The essence of selling is persuasive communication, the process of influencing attitudes and behavior using techniques published nearly 2,400 years ago in Aristotle's Rhetoric (book I, chapter 2). Those techniques are the appeal to emotion (to what is valuable or important to the prospect), the offer of proof (of why a particular claim is made, i.e., reasoning, evidence), and an appeal to the credibility of the communicator (to the character and knowledge of the speaker). Lying, cheating, and manipulating do not show up in these techniques.

Second, catering to needs and wants does not mean giving students easy A's, zero homework, and the freedom to do whatever they please. (All three of these — absence of grades, actually, for the first one — may be appropriate in certain types of teaching or schools or at certain age levels.) Needs are requirements for the improvement of one's life; wants are optional tastes or preferences.

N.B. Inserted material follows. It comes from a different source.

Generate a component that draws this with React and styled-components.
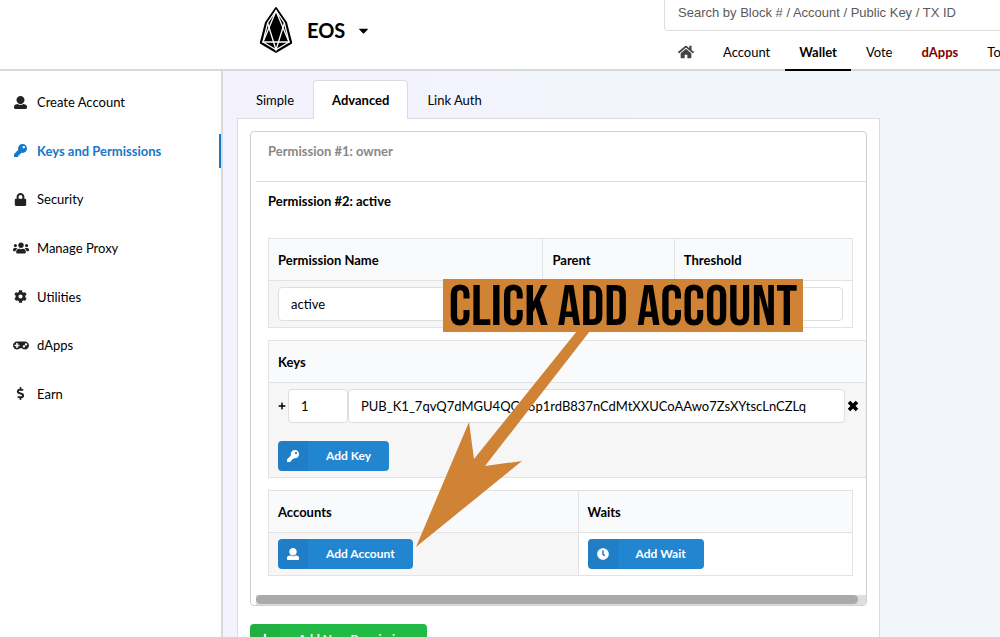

There are some basic needs in education, such as reading, writing, and arithmetic, but thereafter, what counts as need and what counts as mere want for any one person depends on that person's goals in life. The quadratic equation probably would be a need for someone who wants to become an engineer, but not for someone who wants to become a photographer or musician. If a teacher/sales rep in a free market wants to teach an esoteric course on medieval literature, then he/she will have to hustle hard to find the tiny segment that really wants to learn that subject. All other prospects will vote with their feet and take their business elsewhere.

Does this mean there will be no core curriculum in a free market in education? Quite possibly. Catering to needs and wants creates wide varieties of offerings, in addition to innovation that leads to continual improvement. The concept of core curriculum is a product of education czars who think they know what is best for everyone. The government today does not run the clothing industry, but if it did, the "core curriculum" in clothing would probably be the Mao tunic. Instead, our free market in clothing performs extremely well in getting our bodies covered and it does so in a bountiful assortment of styles, colors, and prices.

Catering to needs and wants is the challenging task of, first, identifying the needs and wants of one's customers, then carefully crafting products that will meet those needs and wants. The teacher who does this successfully year after year is a peddler par excellence and deserves praise, just as the entrepreneur who does the same year after year deserves praise. Peddlers of knowledge and ideas care about their customers. Tenured teachers who talk rudely to their paying customers, make little or no effort to reach slower students, and — at the college level — draw the blinds of their office windows so students cannot tell whether they are in during posted office hours, do not care much for their students. They certainly are not peddlers of ideas.